On 5 November 2012, China filed a WTO complaint against the EU and specifically Greece and Italy, alleging that certain feed-in tariff programmes adopted to promote solar power generation are inconsistent with WTO rules, because they include local content requirements violating the GATT’s national treatment principle. The EU lodged a similar WTO complaint against Canada which has been partly upheld according to a leaked interim report.
China’s WTO complaint as well as its ongoing anti-dumping probe into imports of EU-produced solar-grade polysilicon, used in solar panels, came in the wake of two separate investigations the EU launched into solar panels originating in China. On 6 September 2012, the Commission initiated anti-dumping investigations into Chinese photovoltaic cells following a complaint lodged on 25 July 2012 by EU ProSun, an industry association of 25 European solar panel producers, alleging that Chinese solar panels and their key components enter the EU market at prices below market value. On 8 November 2012, based on another complaint filed by EU ProSun, this time accusing China of providing subsidies to the country’s solar-panel manufacturers, the Commission launched anti-subsidy investigations against China.

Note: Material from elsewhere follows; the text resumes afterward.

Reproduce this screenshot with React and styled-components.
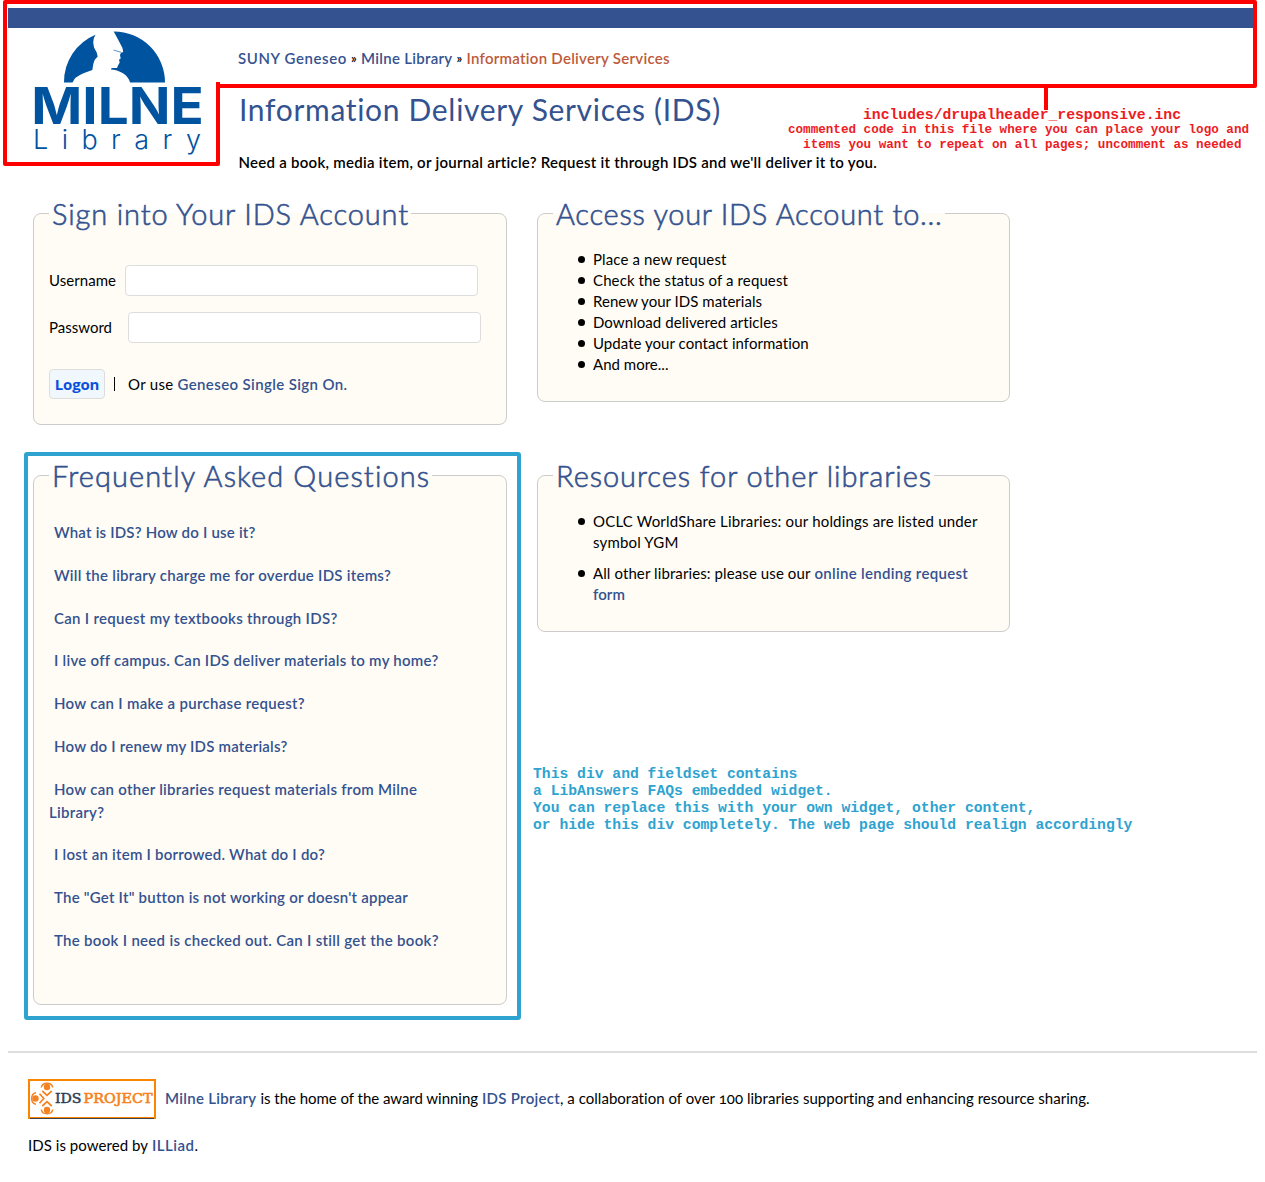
import React from "react";
import styled, { createGlobalStyle } from "styled-components";

const navy = "#34528f";
const red = "#fe0000";
const cyan = "#2ea3cf";

const GlobalStyle = createGlobalStyle`
  *, *::before { box-sizing: border-box; }
  body {
    margin: 0;
    background: #fff;
    color: #000;
    font-family: Lato, "Open Sans", sans-serif;
    font-size: 15px;
    font-variant-numeric: oldstyle-nums;
    white-space: nowrap;
  }
`;

const Page = styled.div`
  position: relative;
  width: 1265px;
  height: 1182px;
  padding: 8px;
  overflow: hidden;
`;

const TopBar = styled.div`
  height: 20px;
  background: ${navy};
`;

const Header = styled.header`
  display: grid;
  grid-template-columns: 204px 1fr;
  height: 167px;
  padding-left: 26px;
`;

const HeaderText = styled.div`
  padding-top: 20px;
`;

const Text = styled.span`
  letter-spacing: ${(p) => p.$track || 0}px;
`;

const Link = styled.a`
  color: ${(p) => (p.$current ? "#bd5a3a" : navy)};
  font-weight: 600;
  letter-spacing: ${(p) => p.$track || 0.28}px;
  text-decoration: none;
`;

const Breadcrumb = styled.nav`
  display: flex;
  gap: 4px;
  height: 20px;
  line-height: 20px;
`;

const Separator = styled.span`
  width: 6px;
  font-size: 13px;
  font-weight: 600;
`;

const Title = styled.h1`
  margin: 21px 0 23px;
  padding-left: 1px;
  color: ${navy};
  font-size: 30px;
  font-weight: 400;
  line-height: 40px;
  letter-spacing: 0.68px;
`;

const Intro = styled.p`
  margin: 0;
  padding-left: 0.5px;
  font-weight: 600;
  line-height: 20px;
  letter-spacing: 0.268px;
`;

const Columns = styled.main`
  display: grid;
  grid-template-columns: 474px 473px;
  column-gap: 30px;
  row-gap: 32px;
  align-items: start;
  margin-left: 25px;
`;

const Card = styled.fieldset`
  height: ${(p) => p.$height}px;
  min-width: 0;
  margin: 0;
  padding: 0 15px;
  border: 1px solid #ccc;
  border-radius: 8px;
  background: #fffcf5;
`;

const Legend = styled.legend`
  height: 37px;
  padding: 0 2px 0 3px;
  color: ${navy};
  font-size: 29px;
  font-weight: 300;
  line-height: 37px;
  letter-spacing: ${(p) => p.$track}px;
  -webkit-text-stroke: 0.6px ${navy};
`;

const Field = styled.label`
  display: flex;
  align-items: center;
  gap: ${(p) => p.$gap}px;
  height: 31px;
  margin-top: ${(p) => p.$top}px;
`;

const FieldLabel = styled(Text)`
  padding-bottom: 2px;
`;

const Input = styled.input`
  width: 353px;
  height: 31px;
  border: 1px solid #ddd;
  border-radius: 4px;
  background: #fff;
`;

const Actions = styled.div`
  display: flex;
  align-items: center;
  height: 30px;
  margin-top: 26px;
`;

const LogonButton = styled.button`
  width: 56px;
  height: 30px;
  padding: 0;
  border: 1px solid #ddd;
  border-radius: 4px;
  background: #f0f8fd;
  color: #0b50dc;
  font: 700 15px/26px "Open Sans", sans-serif;
  letter-spacing: -0.18px;
`;

const Divider = styled.span`
  width: 1px;
  height: 14px;
  margin: 0 13px 0 9px;
  background: #000;
`;

const Choice = styled.span`
  display: flex;
  gap: 4px;
`;

const List = styled.ul`
  display: flex;
  flex-direction: column;
  gap: ${(p) => p.$gap || 0}px;
  margin: 0;
  padding: 17px 0 0 25px;
  list-style: none;
  line-height: 21px;
`;

const Item = styled.li`
  display: grid;
  grid-template-columns: 15px 1fr;

  &::before {
    content: "";
    width: 7px;
    height: 7px;
    margin-top: 7px;
    border-radius: 50%;
    background: #000;
  }
`;

const Line = styled.div`
  display: flex;
  gap: 4px;
`;

const Questions = styled.div`
  display: flex;
  flex-direction: column;
  gap: 20px;
  padding: 27px 0 0;
  line-height: 22.8px;
`;

const Question = styled(Link)`
  display: block;
  text-indent: 5px;
  white-space: pre-line;
`;

const Footer = styled.footer`
  height: 120px;
  margin-top: 46px;
  padding: 26px 20px 0;
  border-top: 2px solid #ddd;
`;

const FooterRow = styled.div`
  display: flex;
  align-items: center;
  gap: 4px;
  height: ${(p) => p.$height}px;
  margin-top: ${(p) => p.$top || 0}px;
  padding-bottom: ${(p) => p.$lift || 0}px;
  line-height: 20px;
`;

const Badge = styled.div`
  align-self: flex-start;
  width: 128px;
  height: 40px;
  margin-right: 5px;
  border: 2px solid #fb8500;
`;

const FrameDrawing = styled.svg`
  position: absolute;
  top: 0;
  left: 0;
  pointer-events: none;
`;

const WidgetFrame = styled.div`
  position: absolute;
  top: 452px;
  left: 24px;
  width: 497px;
  height: 568px;
  border: 4px solid ${cyan};
  border-radius: 3px;
  pointer-events: none;
`;

const Note = styled.div`
  position: absolute;
  font-family: "Courier New", "Liberation Mono", monospace;
  font-weight: 700;
`;

const HeaderNote = styled(Note)`
  top: 107px;
  left: 788px;
  width: 461px;
  color: #ed1c24;
  font-size: 12.6px;
  line-height: 14.5px;
  text-align: center;
`;

const FileName = styled.div`
  padding-left: 7px;
  font-size: 14.72px;
  line-height: 16px;
`;

const WidgetNote = styled(Note)`
  top: 766px;
  left: 533px;
  color: ${cyan};
  font-size: 14.7px;
  line-height: 17px;
`;

const LogoDrawing = styled.svg`
  display: block;
  overflow: visible;
`;

function MilneLogo() {
  return (
    <LogoDrawing width="184" height="132" viewBox="34 28 184 132" fill="#00539f">
      <path d="M64 82.500A51 51 0 0 1 95.500 34.800L93.800 38.300L93.200 42.500L94 47.500L96.700 52.500L97.700 56.500L94.600 60L93.300 64L92.300 70L83.500 73.300C79 75.500 76 77 74.500 79L72.500 82.500Z" />
      <path d="M113.700 31.500A51 51 0 0 1 165 82.500H130C129 78 125.500 74.500 121.500 72.500C118 70.500 114 69.800 111 69.500L111.600 67.900L117 67.900L118.300 65L119.700 62.500L119 59.700L120.700 58.500L120 55L121 52.700L123.200 51.900L122.500 48L118.300 40Z" />
      <path d="M113.500 50L121 52.300" fill="none" stroke="#5b93c7" strokeWidth="1" />
      <text x="31.300" y="124" fontFamily="Inter" fontSize="51" fontWeight="700" textLength="172.500" lengthAdjust="spacingAndGlyphs">MILNE</text>
      <text x="33" y="149" fontFamily="Inter" fontSize="27" fontWeight="300" textLength="168" lengthAdjust="spacing">Library</text>
    </LogoDrawing>
  );
}

function Figure({ turn }) {
  return (
    <g transform={`rotate(${turn} 17 17.500)`}>
      <circle cx="17" cy="6" r="3.200" fill="#f58220" />
      <path d="M11.300 6.500C12 2.200 15 2.200 17 2.200S22 2.200 22.700 6.500" fill="none" stroke="#f58220" strokeWidth="1.500" />
      <path d="M12.300 10L17 14.300L21.700 10" fill="none" stroke="#f58220" strokeWidth="1.700" />
    </g>
  );
}

function IdsBadge() {
  return (
    <Badge>
      <LogoDrawing width="124" height="36" viewBox="0 0 124 36">
        <Figure turn={0} />
        <Figure turn={180} />
        <Figure turn={270} />
        <text x="25" y="22.300" fill="#2f3e55" fontFamily="DejaVu Serif" fontSize="13.500" stroke="#2f3e55" strokeWidth=".5" textLength="26.500" lengthAdjust="spacingAndGlyphs">IDS</text>
        <text x="53.500" y="22.300" fill="#f58220" fontFamily="DejaVu Serif" fontSize="13.500" stroke="#f58220" strokeWidth=".6" textLength="69" lengthAdjust="spacingAndGlyphs">PROJECT</text>
        <path d="M0 37.500H124" stroke="#3c4250" />
      </LogoDrawing>
    </Badge>
  );
}

const accountItems = [
  ["Place a new request", 0.121],
  ["Check the status of a request", 0.109],
  ["Renew your IDS materials", 0.023],
  ["Download delivered articles", 0.071],
  ["Update your contact information", 0.041],
  ["And more...", 0.02],
];

const questions = [
  ["What is IDS? How do I use it?", 0.202],
  ["Will the library charge me for overdue IDS items?", 0.259],
  ["Can I request my textbooks through IDS?", 0.294],
  ["I live off campus. Can IDS deliver materials to my home?", 0.264],
  ["How can I make a purchase request?", 0.297],
  ["How do I renew my IDS materials?", 0.211],
  ["How can other libraries request materials from Milne\nLibrary?", 0.285],
  ["I lost an item I borrowed. What do I do?", 0.236],
  ['The "Get It" button is not working or doesn\'t appear', 0.221],
  ["The book I need is checked out. Can I still get the book?", 0.295],
];

export default function App() {
  return (
    <Page>
      <GlobalStyle />
      <TopBar />
      <Header>
        <MilneLogo />
        <HeaderText>
          <Breadcrumb>
            <Link $track={0.607}>SUNY Geneseo</Link>
            <Separator>»</Separator>
            <Link $track={0.296}>Milne Library</Link>
            <Separator>»</Separator>
            <Link $current $track={0.28}>Information Delivery Services</Link>
          </Breadcrumb>
          <Title>Information Delivery Services (IDS)</Title>
          <Intro>
            Need a book, media item, or journal article? Request it through IDS and we'll deliver it to you.
          </Intro>
        </HeaderText>
      </Header>

      <Columns>
        <Card $height={230}>
          <Legend $track={0.865}>Sign into Your IDS Account</Legend>
          <Field $top={33} $gap={9}>
            <FieldLabel $track={0.045}>Username</FieldLabel>
            <Input type="text" />
          </Field>
          <Field $top={16} $gap={16}>
            <FieldLabel>Password</FieldLabel>
            <Input type="password" />
          </Field>
          <Actions>
            <LogonButton>Logon</LogonButton>
            <Divider />
            <Choice>
              <Text $track={0.313}>Or use</Text>
              <Link $track={0.382}>Geneseo Single Sign On.</Link>
            </Choice>
          </Actions>
        </Card>

        <Card $height={207}>
          <Legend $track={0.72}>Access your IDS Account to...</Legend>
          <List>
            {accountItems.map(([label, track]) => (
              <Item key={label}>
                <Text $track={track}>{label}</Text>
              </Item>
            ))}
          </List>
        </Card>

        <Card $height={548}>
          <Legend $track={1.1}>Frequently Asked Questions</Legend>
          <Questions>
            {questions.map(([label, track]) => (
              <Question key={label} $track={track}>{label}</Question>
            ))}
          </Questions>
        </Card>

        <Card $height={175}>
          <Legend $track={0.94}>Resources for other libraries</Legend>
          <List $gap={10}>
            <Item>
              <div>
                <Line><Text $track={0.18}>OCLC WorldShare Libraries: our holdings are listed under</Text></Line>
                <Line><Text $track={0.169}>symbol YGM</Text></Line>
              </div>
            </Item>
            <Item>
              <div>
                <Line>
                  <Text $track={0.1}>All other libraries: please use our</Text>
                  <Link $track={0.31}>online lending request</Link>
                </Line>
                <Line><Link $track={0.082}>form</Link></Line>
              </div>
            </Item>
          </List>
        </Card>
      </Columns>

      <Footer>
        <FooterRow $height={40} $lift={3}>
          <IdsBadge />
          <Link $track={0.296}>Milne Library</Link>
          <Text $track={-0.036}>is the home of the award winning</Text>
          <span>
            <Link $track={0.283}>IDS Project</Link>
            <Text $track={0.033}>, a collaboration of over 100 libraries supporting and enhancing resource sharing.</Text>
          </span>
        </FooterRow>
        <FooterRow $height={20} $top={16}>
          <Text $track={0.049}>IDS is powered by</Text>
          <span>
            <Link $track={0.5}>ILLiad</Link>
            <Text>.</Text>
          </span>
        </FooterRow>
      </Footer>

      <FrameDrawing width="1265" height="180" fill="none" stroke={red} strokeWidth="4" strokeLinejoin="round">
        <path d="M5 2H1255V86H218V164H5ZM1046 86V110" />
        <path d="M218 82V90" />
      </FrameDrawing>
      <HeaderNote>
        <FileName>includes/drupalheader_responsive.inc</FileName>
        <div>commented code in this file where you can place your logo and</div>
        <div>&nbsp;items you want to repeat on all pages; uncomment as needed</div>
      </HeaderNote>
      <WidgetFrame />
      <WidgetNote>
        <div>This div and fieldset contains</div>
        <div>a LibAnswers FAQs embedded widget.</div>
        <div>You can replace this with your own widget, other content,</div>
        <div>or hide this div completely. The web page should realign accordingly</div>
      </WidgetNote>
    </Page>
  );
}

Owing to the huge trade volume at stake – in 2011 Chinese companies exported solar panels and components worth about €21 billion to the EU – the Commission’s investigations are the biggest ever in its history. While the result of these investigations will not be known until next year, the United States, the second-largest market for Chinese solar panels after the EU, in October 2012 imposed heavy anti-dumping and countervailing tariffs on solar panels from China ranging between 31 to 249%.

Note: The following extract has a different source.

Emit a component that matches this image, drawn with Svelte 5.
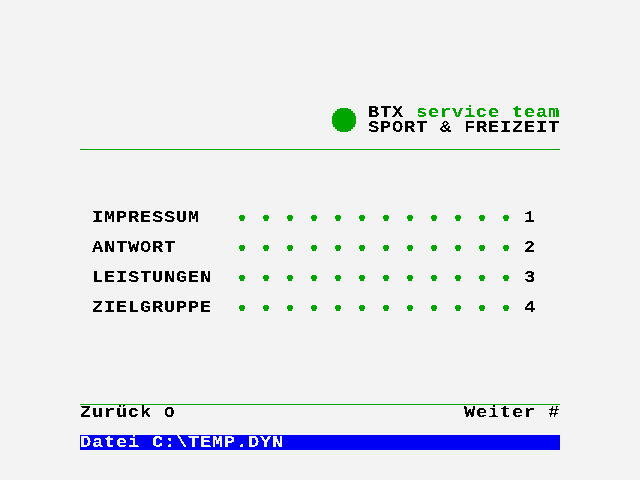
<script>
  const entries = [
    ['IMPRESSUM', '1'],
    ['ANTWORT', '2'],
    ['LEISTUNGEN', '3'],
    ['ZIELGRUPPE', '4'],
  ];
</script>

{#snippet cells(text, tone = '')}
  <span class="cells {tone}" style:width="{text.length * 12}px"><span class="glyphs">{text}</span></span>
{/snippet}

<svg class="defs" aria-hidden="true">
  <filter id="crisp" x="-2" y="-4" width="1000" height="24" filterUnits="userSpaceOnUse" color-interpolation-filters="sRGB">
    <feComponentTransfer><feFuncA type="discrete" tableValues="0 0 1 1" /></feComponentTransfer>
  </filter>
</svg>

<main>
  <header>
    <svg class="disc" width="24" height="24" viewBox="0 0 24 24" shape-rendering="crispEdges">
      <path d="M8 0h8v1h3v2h2v2h2v3h1v8h-1v3h-2v2h-2v2h-3v1H8v-1H5v-2H3v-2H1v-3H0V8h1V5h2V3h2V1h3z" />
    </svg>
    <div class="title">
      <div class="line">{@render cells('BTX ')}{@render cells('service team', 'green')}</div>
      <div class="line">{@render cells('SPORT & FREIZEIT')}</div>
    </div>
  </header>
  <nav>
    {#each entries as [name, key]}
      <div class="entry">
        <div class="name">{@render cells(name)}</div>
        <div class="dots">
          {#each Array(12) as _}
            <svg width="6" height="6" viewBox="0 0 6 6" shape-rendering="crispEdges"><path d="M1 0h4v1h1v3H5v2H1V4H0V1h1z" /></svg>
          {/each}
        </div>
        {@render cells(key)}
      </div>
    {/each}
  </nav>
  <footer>
    <div class="back">{@render cells('Zurück ')}<span class="zero"><span>0</span></span></div>
    {@render cells('Weiter #')}
  </footer>
  <div class="status">{@render cells('Datei C:\\TEMP.DYN')}</div>
</main>

<style>
  :global(body) { background: #f3f3f3; }
  .defs { display: block; width: 0; height: 0; }
  main {
    box-sizing: border-box;
    width: 640px;
    height: 480px;
    padding: 105px 80px 30px;
    display: flex;
    flex-direction: column;
    background: #f3f3f3;
    color: #000;
    font: bold 15px/15px 'Liberation Mono', monospace;
    overflow: hidden;
  }
  header {
    display: flex;
    justify-content: flex-end;
    gap: 12px;
    height: 44px;
    border-bottom: 1px solid #00a500;
  }
  svg { fill: #00a500; display: block; flex: none; }
  .disc { margin-top: 3px; }
  .title { width: 192px; }
  .line { display: flex; height: 15px; }
  .cells { display: block; height: 15px; flex: none; white-space: pre; filter: url(#crisp); }
  .glyphs { display: block; width: max-content; letter-spacing: 0.6px; transform: translateY(1px) scale(1.25, 1.14); transform-origin: 0 11px; }
  .green { color: #00a500; }
  nav { padding: 60px 24px 0 12px; display: flex; flex-direction: column; gap: 15px; }
  .entry { display: flex; height: 15px; }
  .name { width: 147px; }
  .dots { display: flex; gap: 18px; padding-top: 5px; margin-right: 15px; }
  footer {
    display: flex;
    justify-content: space-between;
    height: 15px;
    margin-top: auto;
    border-top: 1px solid #00a500;
  }
  .back { display: flex; }
  .zero { display: block; width: 12px; height: 15px; filter: url(#crisp); }
  .zero span {
    display: block;
    width: max-content;
    font: bold 14px/15px 'Liberation Sans', sans-serif;
    transform: scaleX(1.35);
    transform-origin: 0 0;
  }
  .status { margin-top: 15px; height: 15px; background: #0000f3; color: #f3f3f3; }
</style>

Tackle worldwide overcapacity
During the last decade, the Chinese solar industry has been the most dynamic and fastest-growing in the world. It is largely export-oriented and has built up huge over-capacity. Although the Chinese solar sector derives considerable advantages from its economies of scale, low labour and raw material costs, it has increasingly suffered from massive losses due to dramatically declining prices and waning demand inter alia from the EU as a result of the severe scaling back of support schemes for solar energy generation in several Member States. However, unlike their ailing counterparts in the EU, which are faced with drastic consolidation, Chinese solar companies so far have not been forced out of business thanks to large state-led bailouts.
Apart from raising questions as to whether feed-in tariff programmes across the EU are “WTO-proof”, China’s WTO complaint has reopened the debate on the appropriateness of imposing EU trade-defence instruments against China. While big solar-panel manufacturers, lobbying for a level playing field for EU companies, are strongly in favour, parts of the European solar industry representing the whole value chain, such as the Alliance for Affordable Solar Energy, are firmly against them, arguing that punitive tariffs would drive up solar power’s costs, making it a less attractive energy source for consumers.
Vital Moreira, chair of the INTA committee, tabled an oral question to the Commission asking whether it is prepared to adopt measures to protect the EU market from unusually low-priced imports of Chinese origin, especially photovoltaic panels, and whether it will, jointly with the Member States, define a common EU-wide strategy for developing the renewable energy sector with a view to maintaining the EU’s competitiveness in this field. In its resolution of 23 May 2012, “EU and China: imbalanced trade?“, the EP urged the EU to make use of trade-defence instruments consistent with WTO rules and to resort more often to the WTO dispute-settlement mechanism in the event China is engaging in illegal trade practices.